Over the next few weeks, her “see you” turned into a daily activity of violin lessons and beach walks and lighthouse painting and Henry began to feel comfortable around her. He liked her and so did Basset, and soon they were engaged. She turned eighteen, and they were married. It was a private ceremony with only her father and a minister present. Her mother had died when she was born. She moved into his cottage next door to the lighthouse tower. There they lived together for thirty-three years.

Henry stared at the postcard again. My God, how he missed Rose.

“Dad,” Alice pleaded. “Look at me please.”

“I can’t stay,” Henry said, turning back towards his only child.

At just that moment, Sarah came into the room, rubbing her eyes awake. She climbed onto her grandfather’s lap. She had white confetti in her hair. It looked like Rose’s long, curly hair after she had let it grow.

“Haven’t I told you, Sarah Roselyn Waverly to keep out of the confetti?

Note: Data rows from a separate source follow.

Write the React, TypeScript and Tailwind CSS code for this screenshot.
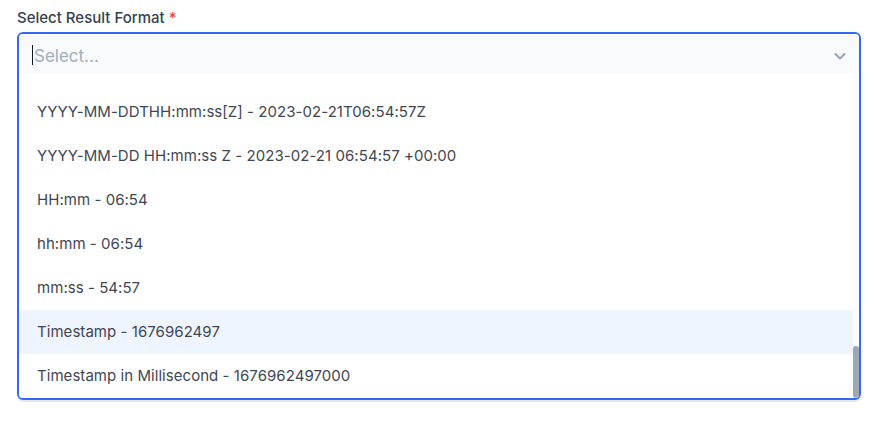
import React from "react";

const options = [
  "YYYY-MM-DDTHH:mm:ss[Z] - 2023-02-21T06:54:57Z",
  "YYYY-MM-DD HH:mm:ss Z - 2023-02-21 06:54:57 +00:00",
  "HH:mm - 06:54",
  "hh:mm - 06:54",
  "mm:ss - 54:57",
  "Timestamp - 1676962497",
  "Timestamp in Millisecond - 1676962497000",
];

export default function App() {
  return (
    <div
      className="w-[880px] h-[423px] bg-white px-[17px] pt-[8px]"
      style={{ fontFamily: "Inter, 'Noto Sans', sans-serif" }}
    >
      <label className="block text-[15px] leading-[19px] font-medium text-[#344054]">
        Select Result Format <span className="text-[#ef4444]">*</span>
      </label>
      <div className="mt-[5px] w-[844px] border-2 border-[#3169f5] rounded-[6px] overflow-hidden shadow-[0_3px_0_-1px_#e5e7eb]">
        <div className="h-[40px] bg-[#f9fafb] flex items-center pl-[13px] pr-[12px]">
          <span className="w-px h-[20px] mt-[2px] bg-[#111827]" />
          <span className="ml-[1px] mt-[3px] text-[17px] leading-[20px] text-[#a0aec0] flex-1">Select...</span>
          <svg width="14" height="14" viewBox="0 0 14 14" fill="none" className="mt-[3px]">
            <path d="M2.5 5l4.5 4.5L11.5 5" stroke="#94a3b8" strokeWidth="2" strokeLinecap="round" strokeLinejoin="round" />
          </svg>
        </div>
        <div className="relative h-[324px] overflow-hidden bg-white">
          <div className="pt-[16px] pr-[6px]">
            {options.map((o, i) => (
              <div
                key={o}
                className={`h-[44px] flex items-center pl-[18px] text-[15px] tracking-[0.05px] text-[#3f4653] ${
                  i === 5 ? "bg-[#eff5ff]" : ""
                }`}
              >
                {o}
              </div>
            ))}
          </div>
          <div className="absolute right-0 top-0 bottom-0 w-[6px] bg-[#fcfcfc]">
            <div className="absolute bottom-0 left-0 w-[6px] h-[52px] rounded-full bg-[#9ca6b6]" />
          </div>
        </div>
      </div>
    </div>
  );
}
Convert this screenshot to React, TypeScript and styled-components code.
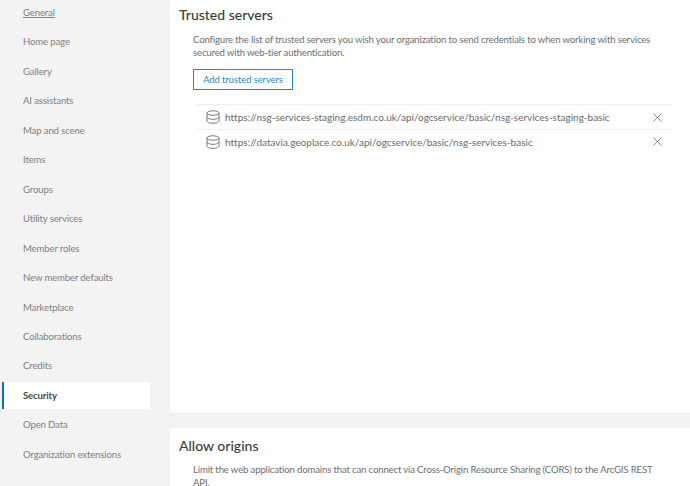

We only bring it out for special occasions, and this is no special occasion.”

“But it is, Mommy.”

“What occasion is it, dear?” Alice asked.

“Grandpa’s here.” Sarah hugged her grandfather and whispered in his ear, “I love you, Grandpa.” She relaxed on his lap. “I had a bad dream,” she said.

“A bad dream?” Henry asked.

“I dreamed that you had a nose,” Sarah said, gazing up into his eyes. “I didn’t like it. I like you just the way you are. You’re my Grandpa Gargoyle, and I love you.”

Henry stared into his granddaughter’s eyes and Rose’s eyes smiled back at him.